Analytic Philosophy

The Vienna Circle

What was A.J. Ayer’s version of logical positivism?

Ayer was also a secular humanist. He was honorary associate of the Rationalist Press Association after 1947, and a successor to evolutionary biologist and humanist Julian Huxley when he became president of the British Humanist Association. In 1965, Ayer was named the first president of the Agnostics’ Adoption Society. He edited the anthology The Humanist Outlook in 1965.

At the peak of his career, Ayer served as a sort of in-house atheist for the British Broadcasting Corporation. He debated the Jesuit philosopher Frederick Copleston (1907–1994) on the subject of religion. Copleston was the author of the nine-volume History of Philosophy (1946–1975), so the two were matched in erudition.

Ayer (apparently briefly) revised his life-long atheism after a near-death experience in 1989—brought on by choking on a piece of smoked salmon. Toward the end of his life, though, he said, “What I should have said is that my experiences have weakened, not my belief that there is no life after death, but my inflexible attitude towards that belief.”
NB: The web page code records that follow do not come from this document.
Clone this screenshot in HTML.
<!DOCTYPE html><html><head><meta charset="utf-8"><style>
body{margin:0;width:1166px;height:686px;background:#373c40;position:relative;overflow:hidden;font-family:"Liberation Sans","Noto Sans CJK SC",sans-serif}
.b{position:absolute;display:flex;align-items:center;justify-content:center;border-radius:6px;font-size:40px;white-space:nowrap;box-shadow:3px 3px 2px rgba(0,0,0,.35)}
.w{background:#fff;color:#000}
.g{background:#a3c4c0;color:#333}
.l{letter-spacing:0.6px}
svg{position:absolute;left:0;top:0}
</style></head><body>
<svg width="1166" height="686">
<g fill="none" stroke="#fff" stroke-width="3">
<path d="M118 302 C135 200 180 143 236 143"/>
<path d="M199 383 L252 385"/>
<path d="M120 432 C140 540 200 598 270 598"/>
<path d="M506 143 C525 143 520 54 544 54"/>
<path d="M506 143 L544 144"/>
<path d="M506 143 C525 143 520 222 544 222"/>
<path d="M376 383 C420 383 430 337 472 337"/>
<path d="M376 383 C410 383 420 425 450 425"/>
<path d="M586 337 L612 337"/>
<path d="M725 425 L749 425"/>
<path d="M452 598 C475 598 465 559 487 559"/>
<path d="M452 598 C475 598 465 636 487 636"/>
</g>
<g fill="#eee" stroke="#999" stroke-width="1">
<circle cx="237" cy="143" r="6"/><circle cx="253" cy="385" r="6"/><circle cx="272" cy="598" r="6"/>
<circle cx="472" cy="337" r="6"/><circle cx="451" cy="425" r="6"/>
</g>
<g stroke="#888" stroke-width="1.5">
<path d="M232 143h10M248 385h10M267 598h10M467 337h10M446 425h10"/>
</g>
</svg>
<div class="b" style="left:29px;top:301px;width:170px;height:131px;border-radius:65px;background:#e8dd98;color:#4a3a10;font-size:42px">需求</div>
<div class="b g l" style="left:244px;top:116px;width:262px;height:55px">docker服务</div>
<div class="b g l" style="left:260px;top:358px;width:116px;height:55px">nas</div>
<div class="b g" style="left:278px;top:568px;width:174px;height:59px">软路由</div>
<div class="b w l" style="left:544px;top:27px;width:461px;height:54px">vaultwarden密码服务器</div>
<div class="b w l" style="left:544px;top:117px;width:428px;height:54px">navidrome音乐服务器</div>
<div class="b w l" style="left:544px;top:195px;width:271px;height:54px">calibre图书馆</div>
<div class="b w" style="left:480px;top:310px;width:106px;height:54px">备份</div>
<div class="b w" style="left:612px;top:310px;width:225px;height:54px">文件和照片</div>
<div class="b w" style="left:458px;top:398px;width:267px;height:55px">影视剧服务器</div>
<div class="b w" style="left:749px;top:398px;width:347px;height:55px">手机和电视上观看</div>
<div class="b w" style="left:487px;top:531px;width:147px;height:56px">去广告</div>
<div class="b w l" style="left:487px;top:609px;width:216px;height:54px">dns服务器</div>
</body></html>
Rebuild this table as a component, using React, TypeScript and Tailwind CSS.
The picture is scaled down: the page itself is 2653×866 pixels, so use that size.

In Language, Truth and Logic (1936), published when he was just 26, Ayer forcefully and with great panache presented the main tenets of logical positivism as a doctrine broadly relevant to philosophy. He asserted the empiricist doctrine that all of our knowledge of the world comes from sensory experience. The truth or falsity of statements was dependent on whether they could be verified in terms of that experience. Only statements that could be true or false were meaningful. It followed from these bold claims that metaphysical, religious, and ethical statements, if they were not true by definition, could assert nothing meaningful about reality. Statements about the self, the external world, and the minds of others had to be confirmed by sensory experience, if they were to be meaningful. Concerning the existence of God, for example, Ayer maintained that the question itself was not meaningful because no possible experience could determine its truth or falsity. Ayer’s ethical theory was emotivist, that is, ethical judgments were held to be expressions of emotions.